More specifically, the KSI blockchain makes it possible to cryptographically prove the correctness of data and information moving in networks and systems. With this task, the KSI Blockchain has held a critical role in the e-Estonia framework. “Our technology provides a long-term and easily consumable mathematical proof that everything is safe and correct, even across huge data flows and the most complex digital value chains.”

Used in multiple fields

Kelk explains that Guardtime’s proprietary KSI blockchain has been used in multiple fields. Over the past 15 years, the deep-tech and the research-oriented company has built multiple services and products on top of the KSI blockchain. “We have a horizontally applicable technology that brings the unlimited potential for cybersecurity and process verification in governmental, healthcare, finance, supply chain, and other sectors. Over the past decade, we have built sector-specific products on that platform,” says Kelk.

A black and white photo of a man in a suit

Since 2020, the KSI Blockchain is also accredited as the first blockchain-based trust service under eIDAS regulation, giving it legal power in the EU, if required in a lawsuit. But even more importantly, eIDAS certification has been a major milestone for Estonian blockchain technology as recognition and proof of its undisputable security.

A value-adding technological component

Guardtime’s journey has always been driven by the goal of blockchain utility – making it a truly value-adding technological component in contemporary digital systems. Today, this need is higher than ever. “Scalability issues, as well as limited transaction throughputs and speed, have been major issues related to the adoption of blockchain globally. Our technology design goal has been to eliminate them,” explains Kelk. To meet this goal, Guardtime has grown to be one of the leading technology innovation hubs in the region, investing continually in core cryptography research and inventing solutions to serve the needs of the future.
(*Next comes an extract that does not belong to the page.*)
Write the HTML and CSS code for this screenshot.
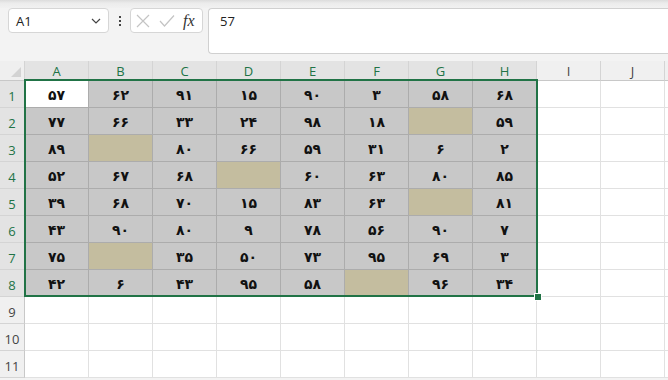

A typical route to market is long and difficult, except in Estonia

Such a business strategy has not been the easiest to pull off. “While we were very fortunate to get the Estonian government on board from the very early days of Guardtime, typically the route to market for many of our blockchain-based solutions has been long and difficult.” Typically, for emerging technologies, the challenge comes from the market’s readiness and incentives to push innovation adoption. Guardtime has been balancing between validated use-cases and the next innovation projects. Their current lead tracks, with some of the most demanding clients on earth, have taken many long years to actually become sustainable businesses, but this has paved solid ground and unique positioning for their next big targets globally.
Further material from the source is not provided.